Je préfère ne pas réellement intervenir sur ça. La seule chose que je dois dire est qu’il ne me paraissait pas du tout impératif que le président de la République fasse usage de l’article 68 de la Constitution. La question est essentiellement politique et c’est par le canal politique qu’elle pouvait être réglée. Mais comme la volonté politique n’est pas au rendez-vous, cela ne pouvait pas marcher. Dans ce pays, nous avons adopté la Lépi (Liste électorale permanente informatisée) depuis 1999. Mais à l’approche de chaque élection, le parlement votait une loi pour suspendre la mise en oeuvre de la Lépi et retourner à la liste manuelle d’avant. On l’a fait pendant pratiquement 10 ans. Alors, le parlement aurait pu simplement prendre cette voie. Mais la plupart de ceux qui votent les lois électorales le font avec des calculs qui les arrangent.
Pourquoi nous n’avons pas stabilisé nos lois électorales depuis bientôt 30 ans que nous avions terminé notre conférence?
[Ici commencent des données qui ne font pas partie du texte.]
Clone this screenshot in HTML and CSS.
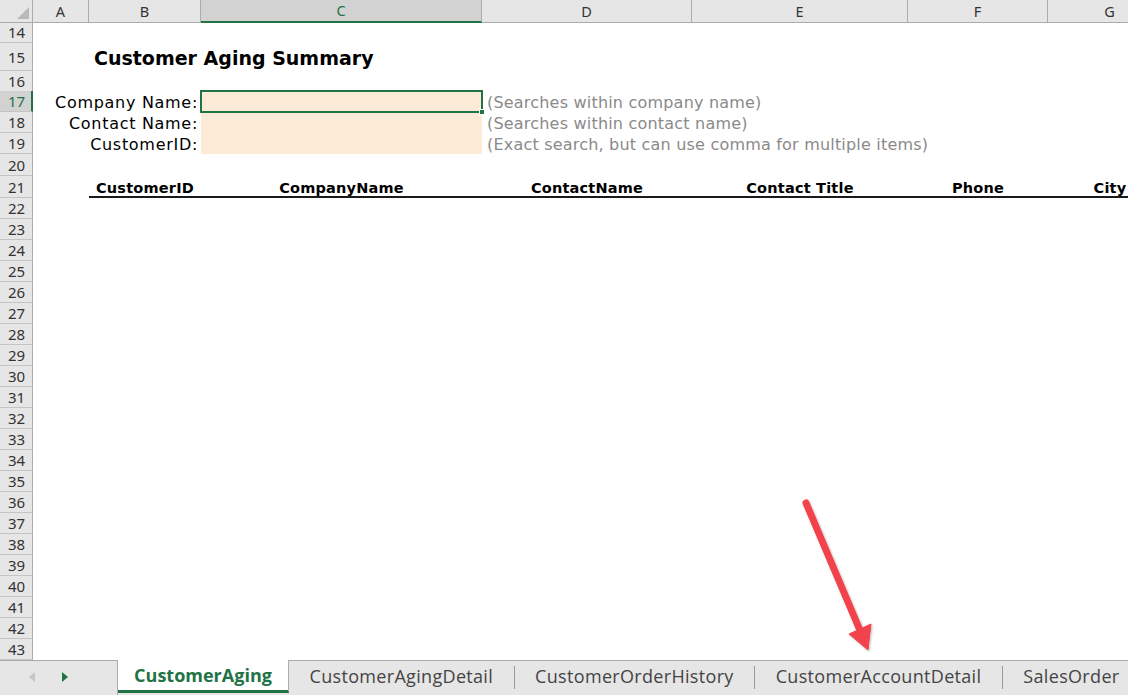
FILE: index.html
```html
<!DOCTYPE html>
<html>
<head>
<meta charset="utf-8">
<link rel="stylesheet" href="styles.css">
</head>
<body>
<div class="app">
  <div class="sheet">
    <div class="row colhead">
      <div class="corner"><span class="tri"></span></div>
      <div class="ch">A</div>
      <div class="ch">B</div>
      <div class="ch sel">C</div>
      <div class="ch">D</div>
      <div class="ch">E</div>
      <div class="ch">F</div>
      <div class="ch">G</div>
    </div>
    <div class="row h21"><div class="rh">14</div></div>
    <div class="row h28"><div class="rh">15</div><div class="title">Customer Aging Summary</div></div>
    <div class="row h20"><div class="rh">16</div></div>
    <div class="row h21 top"><div class="rh sel">17</div><div class="label">Company Name:</div><div class="input active"><span class="handle"></span></div><div class="hint">(Searches within company name)</div></div>
    <div class="row h21"><div class="rh">18</div><div class="label">Contact Name:</div><div class="input"></div><div class="hint">(Searches within contact name)</div></div>
    <div class="row h21"><div class="rh">19</div><div class="label">CustomerID:</div><div class="input"></div><div class="hint">(Exact search, but can use comma for multiple items)</div></div>
    <div class="row h22"><div class="rh">20</div></div>
    <div class="row h22 thead"><div class="rh">21</div><div class="th cb">CustomerID</div><div class="th">CompanyName</div><div class="th">ContactName</div><div class="th">Contact Title</div><div class="th">Phone</div><div class="th">City</div></div>
    <div class="row h21"><div class="rh">22</div></div>
    <div class="row h21"><div class="rh">23</div></div>
    <div class="row h21"><div class="rh">24</div></div>
    <div class="row h21"><div class="rh">25</div></div>
    <div class="row h21"><div class="rh">26</div></div>
    <div class="row h21"><div class="rh">27</div></div>
    <div class="row h21"><div class="rh">28</div></div>
    <div class="row h21"><div class="rh">29</div></div>
    <div class="row h21"><div class="rh">30</div></div>
    <div class="row h21"><div class="rh">31</div></div>
    <div class="row h21"><div class="rh">32</div></div>
    <div class="row h21"><div class="rh">33</div></div>
    <div class="row h21"><div class="rh">34</div></div>
    <div class="row h21"><div class="rh">35</div></div>
    <div class="row h21"><div class="rh">36</div></div>
    <div class="row h21"><div class="rh">37</div></div>
    <div class="row h21"><div class="rh">38</div></div>
    <div class="row h21"><div class="rh">39</div></div>
    <div class="row h21"><div class="rh">40</div></div>
    <div class="row h21"><div class="rh">41</div></div>
    <div class="row h21"><div class="rh">42</div></div>
    <div class="row h21"><div class="rh">43</div></div>
  </div>
  <div class="tabs">
    <div class="nav">
      <span class="tri-left"></span>
      <span class="tri-right"></span>
    </div>
    <div class="tab active">CustomerAging</div>
    <div class="tab">CustomerAgingDetail</div>
    <span class="sep"></span>
    <div class="tab">CustomerOrderHistory</div>
    <span class="sep"></span>
    <div class="tab">CustomerAccountDetail</div>
    <span class="sep"></span>
    <div class="tab">SalesOrder</div>
  </div>
  <svg class="arrow" width="1128" height="695" viewBox="0 0 1128 695">
    <defs>
      <filter id="sh" x="-20%" y="-20%" width="140%" height="140%">
        <feDropShadow dx="1" dy="1" stdDeviation="1.2" flood-color="#000" flood-opacity="0.25"/>
      </filter>
    </defs>
    <g filter="url(#sh)" fill="#f2434b" stroke="#f2434b">
      <line x1="806" y1="503" x2="859" y2="628" stroke-width="7" stroke-linecap="round"/>
      <polygon points="849,634 871,624 868,650" stroke-width="1" stroke-linejoin="round"/>
    </g>
  </svg>
</div>
</body>
</html>
```

FILE: styles.css
```css
* { box-sizing: border-box; }
html, body { margin: 0; padding: 0; background: #fff; }
.app {
  position: relative;
  width: 1128px;
  height: 695px;
  overflow: hidden;
  display: flex;
  flex-direction: column;
  font-family: "DejaVu Sans", sans-serif;
}
.sheet {
  width: 1128px;
  overflow: hidden;
  flex: none;
}
.row {
  display: grid;
  grid-template-columns: 33px 56px 112px 281px 210px 216px 140px 124px;
  width: 1172px;
}
.row.top {
  position: relative;
  z-index: 2;
}
.h20 { height: 20px; }
.h21 { height: 21px; }
.h22 { height: 22px; }
.h28 { height: 28px; }

.colhead { height: 22px; }
.corner {
  position: relative;
  background: #e6e6e6;
  border-right: 1px solid #ababab;
  border-bottom: 1px solid #ababab;
}
.corner .tri {
  position: absolute;
  right: 3px;
  bottom: 3px;
  width: 0;
  height: 0;
  border-left: 12px solid transparent;
  border-bottom: 12px solid #b9b9b9;
}
.ch {
  background: #e6e6e6;
  border-right: 1px solid #ababab;
  border-bottom: 1px solid #ababab;
  font-family: "Noto Sans", sans-serif;
  font-size: 14.5px;
  color: #333;
  display: flex;
  align-items: center;
  justify-content: center;
  padding-bottom: 1px;
}
.ch.sel {
  background: #d2d2d2;
  color: #217346;
  border-bottom: 2px solid #217346;
}
.rh {
  grid-column: 1;
  background: #e6e6e6;
  border-right: 1px solid #ababab;
  border-bottom: 1px solid #c4c4c4;
  font-family: "Noto Sans", sans-serif;
  font-size: 15px;
  color: #333;
  display: flex;
  align-items: center;
  justify-content: center;
  padding-left: 1px;
}
.rh.sel {
  background: #d2d2d2;
  color: #217346;
  border-right: 2px solid #217346;
  padding-left: 2px;
}

.title {
  grid-column: 3 / 7;
  font-weight: bold;
  font-size: 19px;
  color: #000;
  padding-left: 5px;
  padding-top: 2px;
  display: flex;
  align-items: center;
  white-space: nowrap;
}
.label {
  grid-column: 2 / 4;
  font-size: 16px;
  letter-spacing: 0.7px;
  color: #000;
  text-align: right;
  padding-right: 3px;
  padding-top: 2px;
  display: flex;
  align-items: center;
  justify-content: flex-end;
  white-space: nowrap;
}
.input {
  grid-column: 4;
  background: #fdebd7;
  position: relative;
}
.input.active::after {
  content: "";
  position: absolute;
  left: -1px;
  top: -1px;
  right: -1px;
  bottom: -1px;
  border: 2px solid #217346;
}
.handle {
  position: absolute;
  right: -3px;
  bottom: -3px;
  width: 6px;
  height: 6px;
  background: #217346;
  border: 1px solid #fff;
  z-index: 2;
}
.hint {
  grid-column: 5 / 9;
  font-size: 16px;
  letter-spacing: 0.2px;
  color: #8a8a8a;
  padding-left: 5px;
  padding-top: 2px;
  display: flex;
  align-items: center;
  white-space: nowrap;
}

.th {
  border-bottom: 2px solid #1a1a1a;
  font-weight: bold;
  font-size: 14.5px;
  letter-spacing: 0.2px;
  color: #000;
  display: flex;
  align-items: center;
  justify-content: center;
  padding-top: 3px;
  white-space: nowrap;
}
.th.cb { grid-column: 3; }

.tabs {
  flex: 1;
  display: flex;
  align-items: stretch;
  background: #e6e6e6;
  border-top: 1px solid #ababab;
  font-family: "Open Sans", sans-serif;
  font-size: 18px;
  color: #444;
}
.nav {
  width: 118px;
  flex: none;
  display: flex;
  align-items: center;
  padding-left: 29px;
  gap: 27px;
  border-right: 1px solid #ababab;
  padding-bottom: 2px;
}
.tri-left {
  width: 0;
  height: 0;
  border-top: 5px solid transparent;
  border-bottom: 5px solid transparent;
  border-right: 6px solid #c6c6c6;
}
.tri-right {
  width: 0;
  height: 0;
  border-top: 5px solid transparent;
  border-bottom: 5px solid transparent;
  border-left: 6px solid #217346;
}
.tab {
  flex: none;
  display: flex;
  align-items: center;
  padding: 0 20.5px 4px;
  letter-spacing: 0.32px;
  white-space: nowrap;
}
.tab.active {
  width: 171px;
  justify-content: center;
  padding: 0 0 1px;
  margin-top: -1px;
  background: #fff;
  color: #217346;
  font-weight: bold;
  letter-spacing: 0;
  border-right: 1px solid #ababab;
  border-bottom: 3px solid #217346;
  margin-bottom: 2px;
}
.sep {
  flex: none;
  width: 1px;
  height: 23px;
  align-self: center;
  margin-top: -2px;
  background: #9a9a9a;
}
.arrow {
  position: absolute;
  left: 0;
  top: 0;
  pointer-events: none;
}
```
C’est parce que à chaque fois, chacun fait son calcul pour que la loi électorale soit orientée dans tel ou tel sens. Je me suis amusé à recenser le nombre de fois que la Cour constitutionnelle est intervenue pour réorienter telle ou telle loi électorale.
La campagne électorale est lancée ce vendredi au moment où le président de l’assemblée nationale exhorte les députés à trouver un consensus au cours de la session parlementaire qui vient de s’ouvrir. Pour vous, y- a-t-il encore des motifs d’espoir de voir les partis exclus revenir dans la course?
Moi je ne perds jamais espoir et je prie pour que la lumière gagne chacun. Mais si je dois rester dans une certaine rationalité, je n’y crois plus. Je souhaiterais être surpris par une décision miracle mais je n’y crois plus.
Si la situation reste telle, quel avenir pour les partis exclus après ces législatives?
J’attendrai la fin des élections et les premiers éléments de mise en œuvre post élection pour apprécier. Mais, la machine qui est mise en place aujourd’hui, a pour finalité d’exclure tout le monde pour n’avoir qu’un mouvement qui puisse aller dans le sens désiré. C’est ce que je crains.